Wednesday, September 29, 2010

Late September and work

Dragon Mood? -- waking up

It's 6:25 a.m. by the digital clock on my laptop, it's dark outside and cold here inside the house. I'm not wanting to turn on the heat just yet, but how much longer can I hold out?

I want to write about my job. I'm in my seventh or eighth week now; I've lost count of the weeks. In weeks four, five, six, my emotions were up and down about it. I'm so accustomed to being good at things I do, it was hard for me to work, work, work with little to no success.

My attitude is a little better now. Each week I am supposed to achieve ten submittals. That works out to two per day for the work week. Last week, I hit eight -- and felt pretty darn good about it. This past Monday, I got two submittals; my first two submittals for a Monday. Another small success.
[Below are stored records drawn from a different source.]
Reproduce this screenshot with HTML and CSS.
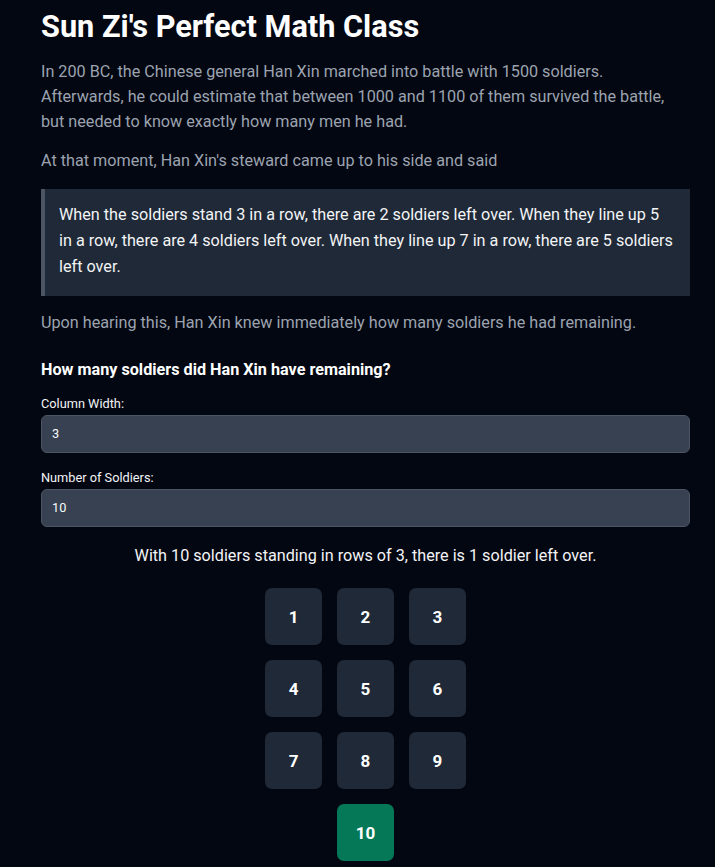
FILE: index.html
```html
<!DOCTYPE html>
<html lang="en">
<head>
<meta charset="utf-8">
<title>Sun Zi's Perfect Math Class</title>
<link rel="stylesheet" href="styles.css">
</head>
<body>
<main class="page">
  <h1 class="title">Sun Zi's Perfect Math Class</h1>
  <p class="text">In 200 BC, the Chinese general Han Xin marched into battle with 1500 soldiers. Afterwards, he could estimate that between 1000 and 1100 of them survived the battle, but needed to know exactly how many men he had.</p>
  <p class="text">At that moment, Han Xin's steward came up to his side and said</p>
  <blockquote class="quote">When the soldiers stand 3 in a row, there are 2 soldiers left over. When they line up 5 in a row, there are 4 soldiers left over. When they line up 7 in a row, there are 5 soldiers left over.</blockquote>
  <p class="text text-upon">Upon hearing this, Han Xin knew immediately how many soldiers he had remaining.</p>
  <h2 class="question">How many soldiers did Han Xin have remaining?</h2>
  <label class="label" for="cw">Column Width:</label>
  <input class="field" id="cw" type="text" value="3">
  <label class="label label-2" for="ns">Number of Soldiers:</label>
  <input class="field" id="ns" type="text" value="10">
  <p class="result">With 10 soldiers standing in rows of 3, there is 1 soldier left over.</p>
  <div class="grid">
    <div class="cell">1</div>
    <div class="cell">2</div>
    <div class="cell">3</div>
    <div class="cell">4</div>
    <div class="cell">5</div>
    <div class="cell">6</div>
    <div class="cell">7</div>
    <div class="cell">8</div>
    <div class="cell">9</div>
    <div class="cell cell-extra">10</div>
  </div>
</main>
</body>
</html>
```
FILE: styles.css
```css
html, body {
  margin: 0;
  padding: 0;
  background: #030712;
}
body {
  font-family: Roboto, "Liberation Sans", Arial, sans-serif;
  color: #f3f4f6;
}
.page {
  padding: 8.5px 25px 0 41px;
  display: flex;
  flex-direction: column;
}
.title {
  margin: 0 0 14.1px 0;
  font-size: 30.7px;
  line-height: 36px;
  font-weight: 700;
  color: #ffffff;
}
.text {
  margin: 0 0 14px 0;
  font-size: 16.2px;
  line-height: 25px;
  color: #9ca3af;
}
.quote {
  margin: 2.3px 0 0 0;
  padding: 13px 16px 15px 14px;
  border-left: 4px solid #4b5563;
  background: #1f2937;
  font-size: 16.2px;
  line-height: 26.3px;
  color: #f3f4f6;
}
.text-upon {
  margin-top: 14.3px;
  margin-bottom: 0;
}
.question {
  margin: 23.2px 0 0 0;
  font-size: 16.2px;
  line-height: 24px;
  font-weight: 700;
  color: #ffffff;
}
.label {
  margin-top: 13.3px;
  font-size: 12.75px;
  line-height: 16px;
  color: #f3f4f6;
}
.label-2 {
  margin-top: 17px;
}
.field {
  margin-top: 3.2px;
  box-sizing: border-box;
  height: 37.8px;
  width: 100%;
  padding: 0 10px;
  border: 1px solid #4b5563;
  border-radius: 6px;
  background: #374151;
  color: #f9fafb;
  font-family: Roboto, "Liberation Sans", Arial, sans-serif;
  font-size: 12.75px;
  outline: none;
}
.result {
  margin: 17.5px 0 0 0;
  text-align: center;
  font-size: 16.2px;
  line-height: 24px;
  color: #f3f4f6;
}
.grid {
  margin: 20px auto 0 auto;
  width: 202px;
  display: flex;
  flex-wrap: wrap;
  justify-content: center;
  gap: 14.6px;
}
.cell {
  width: 57.4px;
  height: 57.4px;
  border-radius: 7px;
  background: #1f2937;
  display: flex;
  align-items: center;
  justify-content: center;
  font-size: 17px;
  font-weight: 700;
  color: #ffffff;
}
.cell-extra {
  background: #047857;
}
```
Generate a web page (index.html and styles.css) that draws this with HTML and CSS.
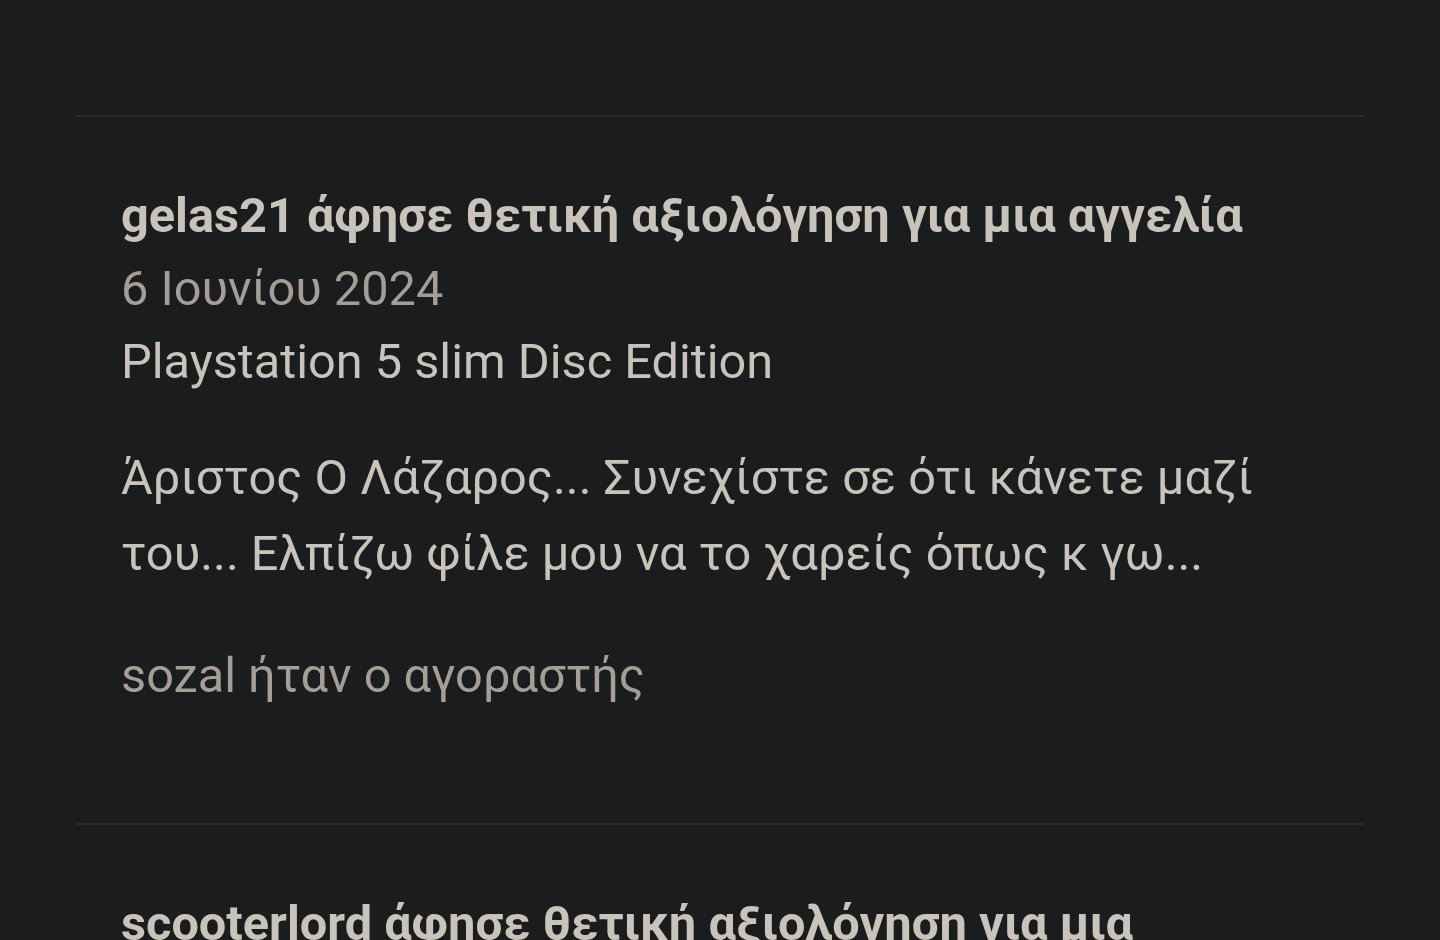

I have talked with my boss several times about this. Actually, he's asked me how I think things are going. I really appreciate him doing this. It has given me an opportunity to vent a bit, but even better, he offered me feedback -- feedback that I'm doing just fine and he's happy with my work so far.

I enjoy talking with people. I know this sounds weird, but I try to project care and acceptance towards each person I talk to, over the phone. I smile and joke with them during our conversations. Frequently, these jobseekers make me laugh. I am amazed at how often I feel the goodwill of complete strangers.

In a sentence, the job is going well. I LIKE my job!